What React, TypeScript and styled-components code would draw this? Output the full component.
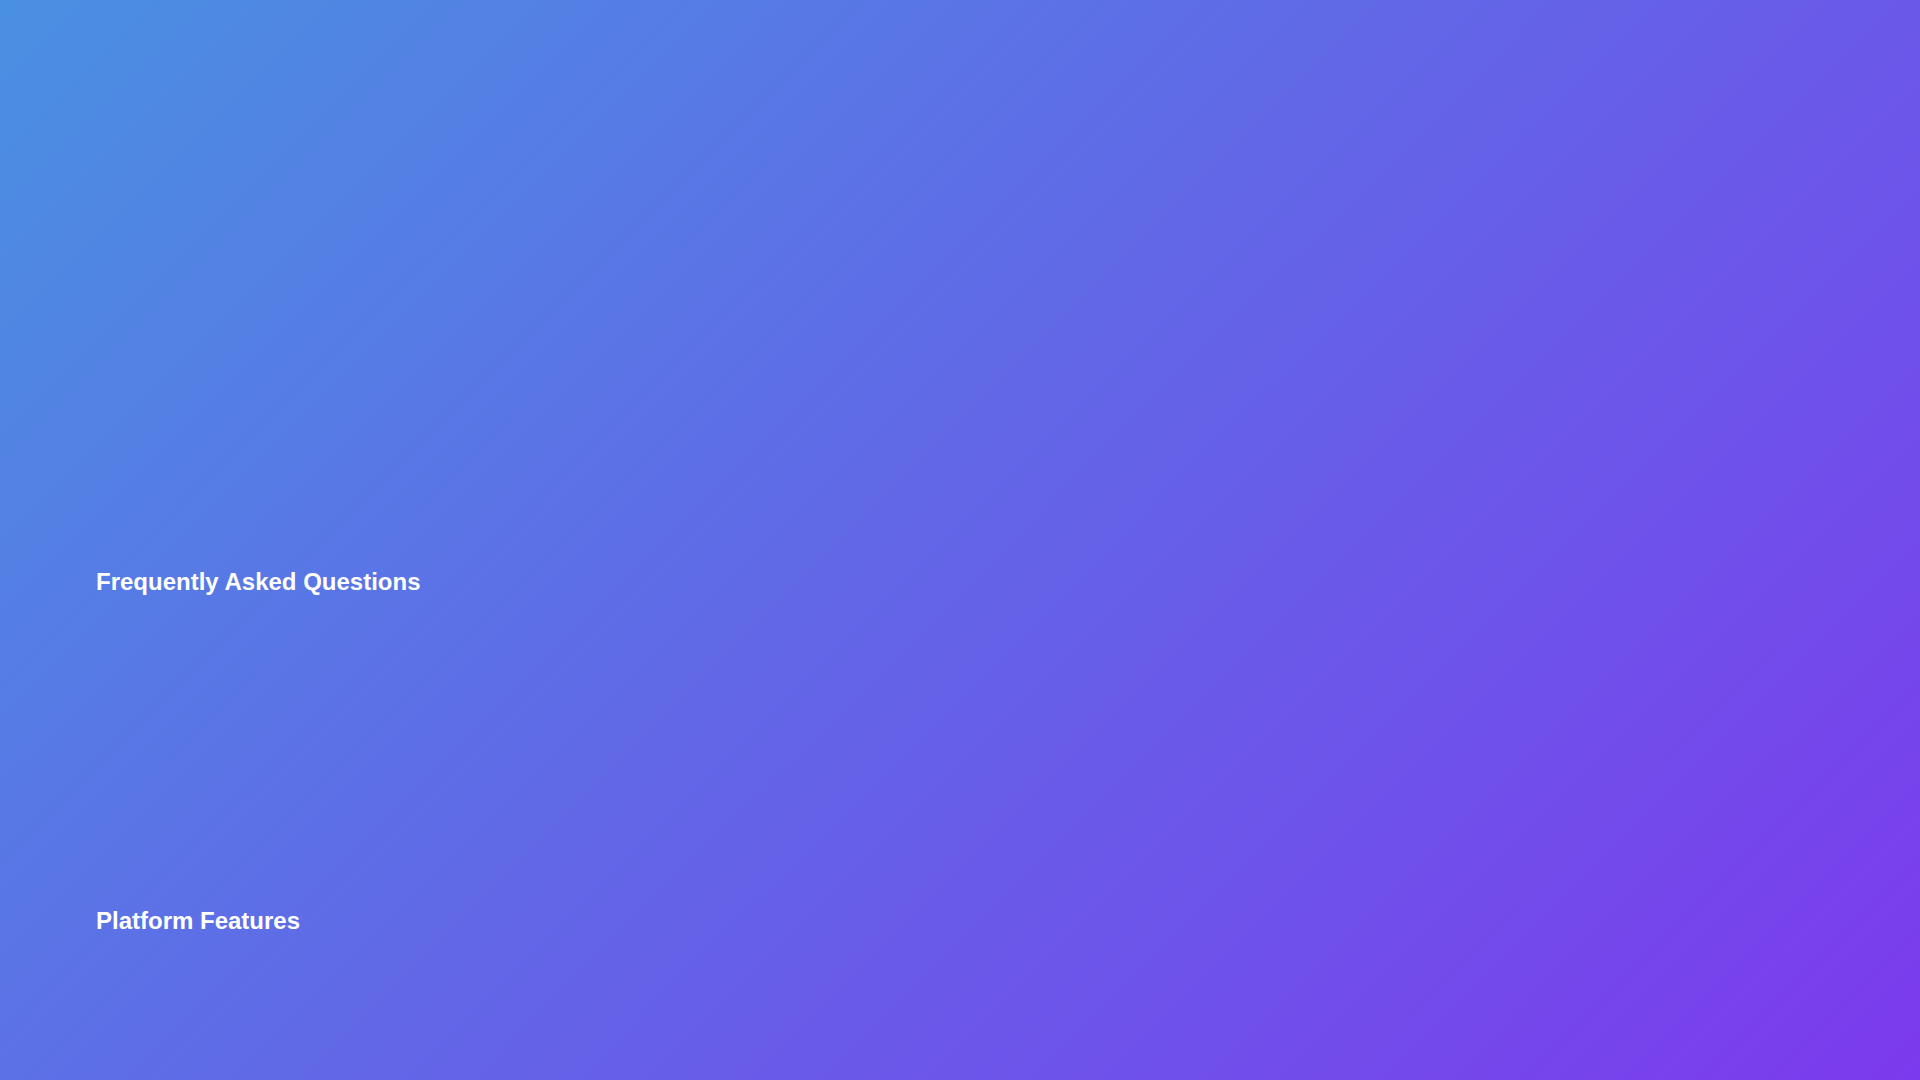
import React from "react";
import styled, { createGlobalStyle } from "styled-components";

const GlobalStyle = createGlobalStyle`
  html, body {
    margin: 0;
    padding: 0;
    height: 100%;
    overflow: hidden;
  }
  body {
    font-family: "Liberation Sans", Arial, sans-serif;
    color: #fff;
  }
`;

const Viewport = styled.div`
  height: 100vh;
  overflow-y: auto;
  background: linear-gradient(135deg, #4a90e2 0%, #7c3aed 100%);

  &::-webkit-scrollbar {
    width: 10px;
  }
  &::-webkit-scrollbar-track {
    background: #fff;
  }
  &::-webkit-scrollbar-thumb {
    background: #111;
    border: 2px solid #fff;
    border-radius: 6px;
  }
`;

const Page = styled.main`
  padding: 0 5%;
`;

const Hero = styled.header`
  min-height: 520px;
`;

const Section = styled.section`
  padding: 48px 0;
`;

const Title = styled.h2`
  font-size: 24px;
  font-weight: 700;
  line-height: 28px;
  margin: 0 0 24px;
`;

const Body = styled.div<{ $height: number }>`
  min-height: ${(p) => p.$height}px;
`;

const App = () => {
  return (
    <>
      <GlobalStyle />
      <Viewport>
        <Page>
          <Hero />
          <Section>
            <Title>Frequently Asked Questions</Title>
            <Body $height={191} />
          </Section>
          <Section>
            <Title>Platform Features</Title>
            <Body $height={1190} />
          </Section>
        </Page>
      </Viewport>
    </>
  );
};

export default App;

· · · ·

## GIVEN INSTRUCTION
Gather up every line in the data above that contains the word "components", copying each one.

## OUTPUT BELOW
What React, TypeScript and styled-components code would draw this? Output the full component.
import styled, { createGlobalStyle } from "styled-components";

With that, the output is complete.